ID: 1084 [see the .xml file]
Identifier: NLW 5500C, no. 76
Editors: Transcribed by Ffion Mair Jones; edited by Ffion Mair Jones; encoded by Vivien Williams. (2019)
Cite: 'Thomas Pennant to Richard Bull 6 May 1789' transcribed by Ffion Mair Jones; edited by Ffion Mair Jones; encoded by Vivien Williams. (2019) in Curious Travellers Digital Editions [editions.curioustravellers.ac.uk/doc/1084]

Dear Sir

excuse my impertinence in pestering you with another letter.1 You gave me a fine copy of the Death's dance of Hans Holbein with the prints of The Triumph of Poverty & Riches at the end & told me some story about them. Pray inform me were they engraven from the originals which were once in the Hall of our Steel yard (see Mr Walpole I) or were they from the drawings by Zucchero: But I think the originals after being long lost, were recovered: if so, in whose possession. Pray favor me with a speedy answer & let me know you are well.

Adieu
Yrsmost truely

T Pennant

As you must know many royal academcicians. Be so good as to ask whether they are not incorporated2 & whether they were not originally of the Painter stainers Company.3

Stamp: (postmark) MA 8 89; M[...]
Stamp: (handstamp) HOLYWELL

Richard Bull esqr. | Stratton street Piccadilly | London


Richard Bull esqr. | Stratton street Piccadilly | London


Stamp: (postmark) MA 8 89; M[...]
Stamp: (handstamp) HOLYWELL

Editorial notes

1. Bull's letter to Pennant, dated 13 May 1789 (1085), suggests that he received two letters in succession from Pennant, and failed to answer the first before the arrival of the second. The earlier letter does not appear to have survived; the later is the one edited here (NLW 5500C, no. 76).
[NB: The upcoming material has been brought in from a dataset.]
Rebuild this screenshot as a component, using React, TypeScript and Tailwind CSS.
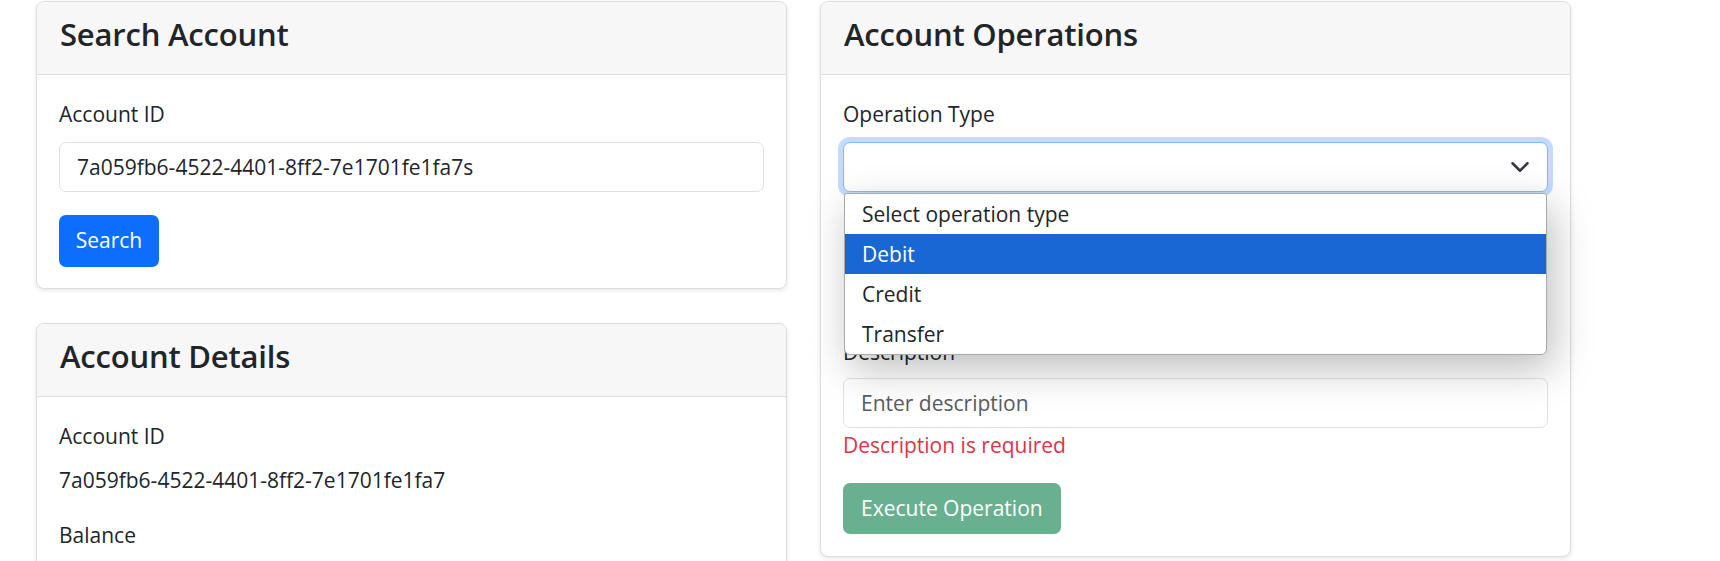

The letter from Bull to which Pennant refers here has not survived either, making the information mentioned here incomplete.
2. The Society of Artists of Great Britain, was founded in 1760 and granted a Royal Charter in 1765, which lead to its re-naming as the ‘Incorporated Society of Artists of Great Britain’.
3. The Worshipful Company of Painter-Stainers existed from 1268, and was incorporated under a Royal Charter in 1581.